Aim of the task: In the records below, find each line with the word "this" and copy it.

--- start Data supplied ---

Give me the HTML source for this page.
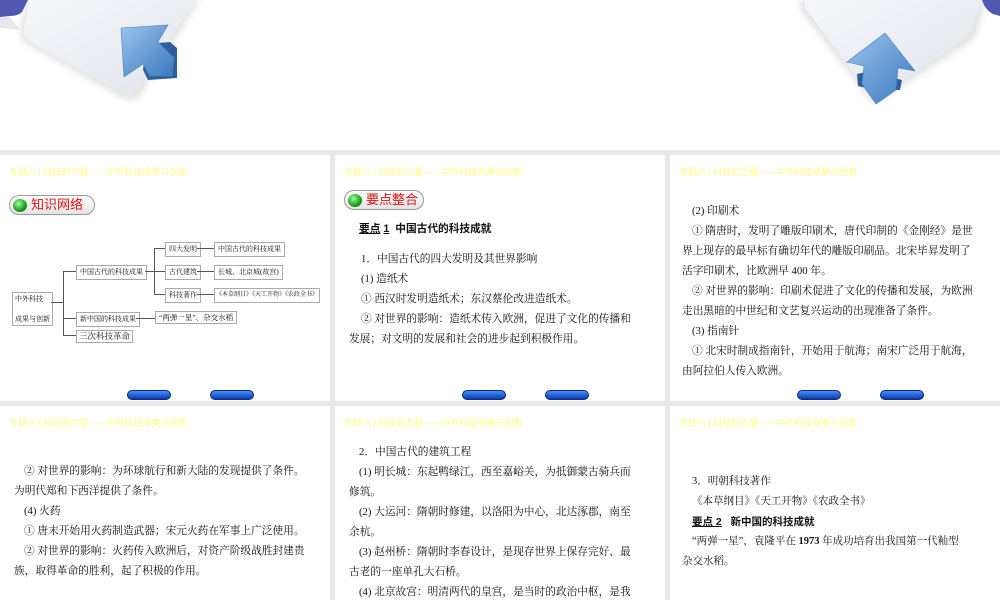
<!DOCTYPE html>
<html><head><meta charset="utf-8"><style>
*{margin:0;padding:0;box-sizing:border-box}
body{width:1000px;height:600px;background:#e8e8e8;position:relative;overflow:hidden;font-family:"Liberation Serif","Noto Serif CJK SC",serif;color:#111}
.top{position:absolute;left:0;top:0;width:1000px;height:150px;background:#fff}
.p{position:absolute;background:#fff;overflow:hidden}
.h{position:absolute;left:9px;top:10px;font-size:9px;color:#ffff88;font-family:"Liberation Sans","Noto Sans CJK SC",sans-serif}
.t{position:absolute;font-size:10.7px;line-height:20px;white-space:nowrap}
.b{font-weight:bold;font-family:"Liberation Sans","Noto Sans CJK SC",sans-serif}
.btn{position:absolute;width:44px;height:10px;border-radius:6px;background:linear-gradient(#4a8cff,#0a3aa8);border:1px solid #062a80}
.tag{position:absolute;height:20px;border:1px solid #999;border-radius:10px;background:linear-gradient(#fff,#e4e4e4);font-family:"Liberation Sans","Noto Sans CJK SC",sans-serif;color:#e01010;font-size:13px;line-height:18px;padding-left:21px}
.tag:before{content:"";position:absolute;left:3px;top:3px;width:14px;height:13px;border-radius:50%;background:radial-gradient(circle at 40% 35%,#9f9,#1a9a1a 60%,#0a6a0a)}
.bx{position:absolute;border:1px solid #aaa;font-size:8px;line-height:13px;padding:0 3px;white-space:nowrap;background:#fff}
.ln{position:absolute;background:#555}
</style></head><body>
<div class="top">
<svg width="1000" height="150" style="position:absolute;left:0;top:0">
<defs><linearGradient id="g" x1="0" y1="0" x2="1" y2="1"><stop offset="0" stop-color="#f4f6f9"/><stop offset="1" stop-color="#e2e6ec"/></linearGradient>
<linearGradient id="a" x1="0" y1="0" x2="1" y2="1"><stop offset="0" stop-color="#9cc4ee"/><stop offset="1" stop-color="#3a78bd"/></linearGradient>
<filter id="s"><feGaussianBlur stdDeviation="3"/></filter></defs>
<path d="M28 0 L200 0 L140 96 Q132 104 122 98 L28 45 Q18 38 20 28 Z" fill="#ccc" opacity=".5" filter="url(#s)"/>
<path d="M30 0 L196 0 L136 90 Q130 97 122 93 L30 42 Q22 37 24 28 Z" fill="url(#g)"/>
<path d="M0 0 L28 0 L22 12 Q18 16 10 16 L0 17Z" fill="#5058b0"/>
<path d="M0 17 L10 17 L20 30 L0 28Z" fill="#e8e8ec"/>
<path d="M146 44 L170 42 L177 48 L177 78 L148 80 L143 70 Z" fill="#2f5f9a"/>
<path d="M121 28 L168 25 L158 42 L174 58 L172 76 L150 76 L143 64 L124 77 Z" fill="url(#a)" stroke="#4a7fbf" stroke-width=".6"/>
<path d="M800 0 L985 0 L978 32 Q974 40 966 45 L882 100 Q874 106 868 98 L800 10 Z" fill="#ccc" opacity=".5" filter="url(#s)"/>
<path d="M805 0 L980 0 L972 30 Q968 37 960 42 L880 96 Q874 100 870 94 L805 8 Z" fill="url(#g)"/>
<path d="M982 0 L1000 0 L1000 16 L993 14 Q985 10 982 0Z" fill="#5058b0"/>
<path d="M857 74 L866 72 L866 88 L858 86 Z" fill="#2f5f9a"/>
<path d="M894 78 L902 80 L900 90 L893 90 Z" fill="#2f5f9a"/>
<path d="M885 33 L915 71 L898 68 L896 90 L876 104 L862 84 L864 66 L847 62 Z" fill="url(#a)" stroke="#4a7fbf" stroke-width=".6"/>
</svg>
</div>

<!-- Panel 1 -->
<div class="p" style="left:0;top:155px;width:330px;height:246px">
<div class="h">专题六 | 科技的力量——中外科技成果与创新</div>
<div class="tag" style="left:9px;top:40px;width:86px">知识网络</div>
<div class="bx" style="left:12px;top:137px;line-height:10px;padding:1px 2px;font-size:7px">中外科技<br><br>成果与创新</div>
<div class="ln" style="left:51px;top:147px;width:13px;height:1px"></div>
<div class="ln" style="left:63px;top:116px;width:1px;height:65px"></div>
<div class="ln" style="left:63px;top:116px;width:14px;height:1px"></div>
<div class="ln" style="left:63px;top:163px;width:14px;height:1px"></div>
<div class="ln" style="left:63px;top:180px;width:14px;height:1px"></div>
<div class="bx" style="left:76px;top:110px;font-size:7px">中国古代的科技成果</div>
<div class="ln" style="left:145px;top:116px;width:10px;height:1px"></div>
<div class="ln" style="left:154px;top:93px;width:1px;height:46px"></div>
<div class="ln" style="left:154px;top:93px;width:12px;height:1px"></div>
<div class="ln" style="left:154px;top:116px;width:12px;height:1px"></div>
<div class="ln" style="left:154px;top:139px;width:12px;height:1px"></div>
<div class="bx" style="left:165px;top:87px;font-size:7px">四大发明</div>
<div class="bx" style="left:165px;top:110px;font-size:7px">古代建筑</div>
<div class="bx" style="left:165px;top:133px;font-size:7px">科技著作</div>
<div class="ln" style="left:197px;top:93px;width:18px;height:1px"></div>
<div class="ln" style="left:197px;top:116px;width:18px;height:1px"></div>
<div class="ln" style="left:197px;top:139px;width:18px;height:1px"></div>
<div class="bx" style="left:214px;top:87px;font-size:7px">中国古代的科技成果</div>
<div class="bx" style="left:214px;top:110px;font-size:7px">长城、北京城(故宫)</div>
<div class="bx" style="left:214px;top:133px;font-size:6px;padding:0 1px">《本草纲目》《天工开物》《农政全书》</div>
<div class="bx" style="left:76px;top:157px;font-size:7px">新中国的科技成果</div>
<div class="ln" style="left:136px;top:163px;width:20px;height:1px"></div>
<div class="bx" style="left:155px;top:156px;font-size:7.5px;line-height:11px">“两弹一星”、杂交水稻</div>
<div class="bx" style="left:76px;top:175px;font-size:8.5px;line-height:11px;padding:0 2px">三次科技革命</div>
<div class="btn" style="left:127px;top:235px"></div><div class="btn" style="left:210px;top:235px"></div>
</div>

<!-- Panel 2 -->
<div class="p" style="left:335px;top:155px;width:330px;height:246px">
<div class="h">专题六 | 科技的力量——中外科技成果与创新</div>
<div class="tag" style="left:9px;top:35px;width:80px">要点整合</div>
<div class="t b" style="left:24px;top:64px"><u>要点</u> <u>1</u>&nbsp;&nbsp;中国古代的科技成就</div>
<div class="t" style="left:26px;top:94px">1．中国古代的四大发明及其世界影响</div>
<div class="t" style="left:26px;top:114px">(1) 造纸术</div>
<div class="t" style="left:26px;top:134px">① 西汉时发明造纸术；东汉蔡伦改进造纸术。</div>
<div class="t" style="left:26px;top:154px">② 对世界的影响：造纸术传入欧洲，促进了文化的传播和</div>
<div class="t" style="left:14px;top:174px">发展；对文明的发展和社会的进步起到积极作用。</div>
<div class="btn" style="left:127px;top:235px"></div><div class="btn" style="left:210px;top:235px"></div>
</div>

<!-- Panel 3 -->
<div class="p" style="left:670px;top:155px;width:330px;height:246px">
<div class="h">专题六 | 科技的力量——中外科技成果与创新</div>
<div class="t" style="left:22px;top:46px">(2) 印刷术</div>
<div class="t" style="left:22px;top:66px">① 隋唐时，发明了雕版印刷术，唐代印制的《金刚经》是世</div>
<div class="t" style="left:12px;top:86px">界上现存的最早标有确切年代的雕版印刷品。北宋毕昇发明了</div>
<div class="t" style="left:12px;top:106px">活字印刷术，比欧洲早 400 年。</div>
<div class="t" style="left:22px;top:126px">② 对世界的影响：印刷术促进了文化的传播和发展，为欧洲</div>
<div class="t" style="left:12px;top:146px">走出黑暗的中世纪和文艺复兴运动的出现准备了条件。</div>
<div class="t" style="left:22px;top:166px">(3) 指南针</div>
<div class="t" style="left:22px;top:186px">① 北宋时制成指南针，开始用于航海；南宋广泛用于航海，</div>
<div class="t" style="left:12px;top:206px">由阿拉伯人传入欧洲。</div>
<div class="btn" style="left:127px;top:235px"></div><div class="btn" style="left:210px;top:235px"></div>
</div>

<!-- Panel 4 -->
<div class="p" style="left:0;top:406px;width:330px;height:194px">
<div class="h">专题六 | 科技的力量——中外科技成果与创新</div>
<div class="t" style="left:24px;top:55px">② 对世界的影响：为环球航行和新大陆的发现提供了条件。</div>
<div class="t" style="left:14px;top:75px">为明代郑和下西洋提供了条件。</div>
<div class="t" style="left:24px;top:95px">(4) 火药</div>
<div class="t" style="left:24px;top:115px">① 唐末开始用火药制造武器；宋元火药在军事上广泛使用。</div>
<div class="t" style="left:24px;top:135px">② 对世界的影响：火药传入欧洲后，对资产阶级战胜封建贵</div>
<div class="t" style="left:14px;top:155px">族，取得革命的胜利，起了积极的作用。</div>
</div>

<!-- Panel 5 -->
<div class="p" style="left:335px;top:406px;width:330px;height:194px">
<div class="h">专题六 | 科技的力量——中外科技成果与创新</div>
<div class="t" style="left:24px;top:36px">2．中国古代的建筑工程</div>
<div class="t" style="left:24px;top:56px">(1) 明长城：东起鸭绿江，西至嘉峪关，为抵御蒙古骑兵而</div>
<div class="t" style="left:14px;top:76px">修筑。</div>
<div class="t" style="left:24px;top:96px">(2) 大运河：隋朝时修建，以洛阳为中心，北达涿郡，南至</div>
<div class="t" style="left:14px;top:116px">余杭。</div>
<div class="t" style="left:24px;top:136px">(3) 赵州桥：隋朝时李春设计，是现存世界上保存完好、最</div>
<div class="t" style="left:14px;top:156px">古老的一座单孔大石桥。</div>
<div class="t" style="left:24px;top:176px">(4) 北京故宫：明清两代的皇宫，是当时的政治中枢，是我</div>
</div>

<!-- Panel 6 -->
<div class="p" style="left:670px;top:406px;width:330px;height:194px">
<div class="h">专题六 | 科技的力量——中外科技成果与创新</div>
<div class="t" style="left:22px;top:66px;font-size:10.5px">3．明朝科技著作</div>
<div class="t" style="left:22px;top:86px;font-size:10.5px">《本草纲目》《天工开物》《农政全书》</div>
<div class="t b" style="left:22px;top:106px;font-size:10.5px"><u>要点 2</u>&nbsp;&nbsp;&nbsp;新中国的科技成就</div>
<div class="t" style="left:22px;top:126px;font-size:10.5px">“两弹一星”，袁隆平在 <b>1973</b> 年成功培育出我国第一代籼型</div>
<div class="t" style="left:12px;top:146px;font-size:10.5px">杂交水稻。</div>
</div>
</body></html>
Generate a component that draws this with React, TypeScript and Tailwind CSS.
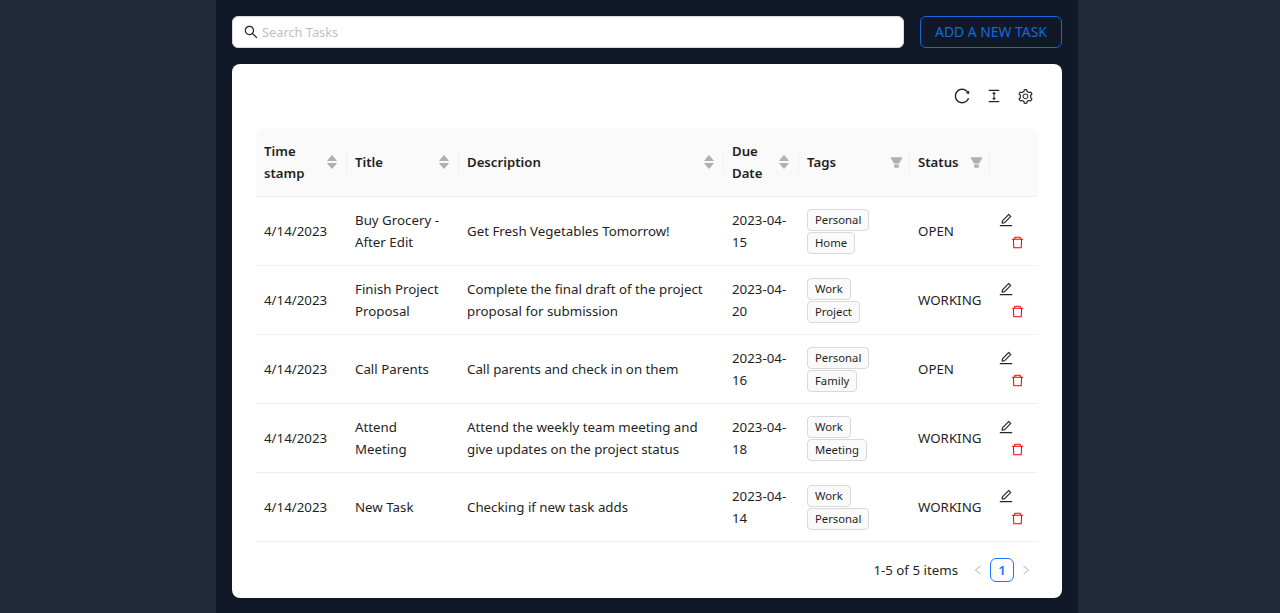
import {
  AiFillCaretDown,
  AiFillCaretUp,
  AiFillFilter,
  AiOutlineColumnHeight,
  AiOutlineDelete,
  AiOutlineEdit,
  AiOutlineLeft,
  AiOutlineReload,
  AiOutlineRight,
  AiOutlineSearch,
  AiOutlineSetting,
} from "react-icons/ai";

const tasks = [
  {
    title: "Buy Grocery - After Edit",
    description: "Get Fresh Vegetables Tomorrow!",
    due: "2023-04-15",
    tags: ["Personal", "Home"],
    status: "OPEN",
  },
  {
    title: "Finish Project Proposal",
    description: "Complete the final draft of the project proposal for submission",
    due: "2023-04-20",
    tags: ["Work", "Project"],
    status: "WORKING",
  },
  {
    title: "Call Parents",
    description: "Call parents and check in on them",
    due: "2023-04-16",
    tags: ["Personal", "Family"],
    status: "OPEN",
  },
  {
    title: "Attend Meeting",
    description: "Attend the weekly team meeting and give updates on the project status",
    due: "2023-04-18",
    tags: ["Work", "Meeting"],
    status: "WORKING",
  },
  {
    title: "New Task",
    description: "Checking if new task adds",
    due: "2023-04-14",
    tags: ["Work", "Personal"],
    status: "WORKING",
  },
];

function SortIcon() {
  return (
    <span className="flex flex-col text-[14px] leading-none text-[#b0b0b0]">
      <AiFillCaretUp className="-mb-[6px]" />
      <AiFillCaretDown />
    </span>
  );
}

function HeaderCell({
  children,
  width,
  filter,
  sort,
  last,
}: {
  children?: React.ReactNode;
  width: string;
  filter?: boolean;
  sort?: boolean;
  last?: boolean;
}) {
  return (
    <th className={`${width} p-0 text-left text-[13.2px] font-semibold`}>
      <div className="relative flex items-center justify-between px-2 py-3">
        <span>{children}</span>
        {sort && <SortIcon />}
        {filter && <AiFillFilter className="-mr-[2px] text-[15px] text-[#b0b0b0]" />}
        {!last && <span className="absolute right-0 top-1/2 h-[22px] w-px -translate-y-1/2 bg-[#f0f0f0]" />}
      </div>
    </th>
  );
}

export default function App() {
  return (
    <div className="flex h-screen overflow-hidden bg-[#1f2937] font-['Noto_Sans',sans-serif] text-[13.3px] leading-[22px] text-[#1f1f1f]">
      <div className="w-[216px] shrink-0" />
      <div className="flex w-[862px] flex-col gap-4 bg-[#111827] p-4">
        <div className="flex gap-4">
          <div className="flex h-8 flex-1 items-center gap-[3px] rounded-md border border-[#d9d9d9] bg-white px-[10px]">
            <AiOutlineSearch className="text-[16px] text-[#262626]" />
            <span className="text-[12.8px] text-[#bfbfbf]">Search Tasks</span>
          </div>
          <button className="h-8 w-[142px] rounded-md border border-[#1668dc] text-[13.9px] text-[#1668dc]">
            ADD A NEW TASK
          </button>
        </div>

        <div className="rounded-lg bg-white px-6 pb-4">
          <div className="flex h-16 items-center justify-end gap-[15px] pr-[4px] text-[16px] text-[#262626]">
            <AiOutlineReload className="text-[18px]" />
            <AiOutlineColumnHeight />
            <AiOutlineSetting className="text-[17px]" />
          </div>

          <table className="w-full table-fixed border-separate border-spacing-0">
            <thead>
              <tr className="h-[69px] bg-[#fafafa] [&>th]:border-b [&>th]:border-[#f0f0f0] [&>th:first-child]:rounded-tl-lg [&>th:last-child]:rounded-tr-lg">
                <HeaderCell width="w-[91px]" sort>
                  Time stamp
                </HeaderCell>
                <HeaderCell width="w-[112px]" sort>
                  Title
                </HeaderCell>
                <HeaderCell width="w-[265px]" sort>
                  Description
                </HeaderCell>
                <HeaderCell width="w-[75px]" sort>
                  Due Date
                </HeaderCell>
                <HeaderCell width="w-[111px]" filter>
                  Tags
                </HeaderCell>
                <HeaderCell width="w-[80px]" filter>
                  Status
                </HeaderCell>
                <HeaderCell width="w-[48px]" last />
              </tr>
            </thead>
            <tbody>
              {tasks.map((task) => (
                <tr key={task.title} className="h-[69px] [&>td]:border-b [&>td]:border-[#f0f0f0] [&>td]:px-2">
                  <td>4/14/2023</td>
                  <td>{task.title}</td>
                  <td>{task.description}</td>
                  <td>{task.due}</td>
                  <td>
                    {task.tags.map((tag) => (
                      <div key={tag}>
                        <span className="inline-block h-[22px] rounded border border-[#d9d9d9] bg-[#fafafa] px-[7px] text-[11.3px] leading-5">
                          {tag}
                        </span>
                      </div>
                    ))}
                  </td>
                  <td className="whitespace-nowrap">{task.status}</td>
                  <td>
                    <div className="flex flex-col">
                      <span className="flex h-[22px] items-center text-[16px] text-[#262626]">
                        <AiOutlineEdit />
                      </span>
                      <span className="ml-[12px] flex h-[22px] items-center text-[15px] text-[#ff0000]">
                        <AiOutlineDelete />
                      </span>
                    </div>
                  </td>
                </tr>
              ))}
            </tbody>
          </table>

          <div className="mt-4 flex h-6 items-center justify-end">
            <span className="mr-2">1-5 of 5 items</span>
            <AiOutlineLeft className="mx-[6px] text-[12px] text-[#bfbfbf]" />
            <span className="flex h-6 w-6 items-center justify-center rounded-md border border-[#1677ff] font-semibold text-[#1677ff]">
              1
            </span>
            <AiOutlineRight className="mx-[6px] text-[12px] text-[#bfbfbf]" />
          </div>
        </div>
      </div>
    </div>
  );
}
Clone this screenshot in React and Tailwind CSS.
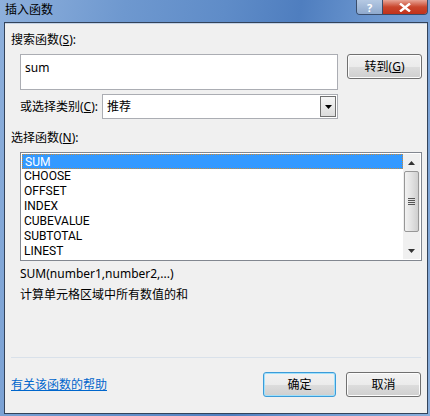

--- end Data supplied ---

Result of the task:
Give me the HTML source for this page.
Generate a component that draws this with React, TypeScript and Tailwind CSS.
Clone this screenshot in React and Tailwind CSS.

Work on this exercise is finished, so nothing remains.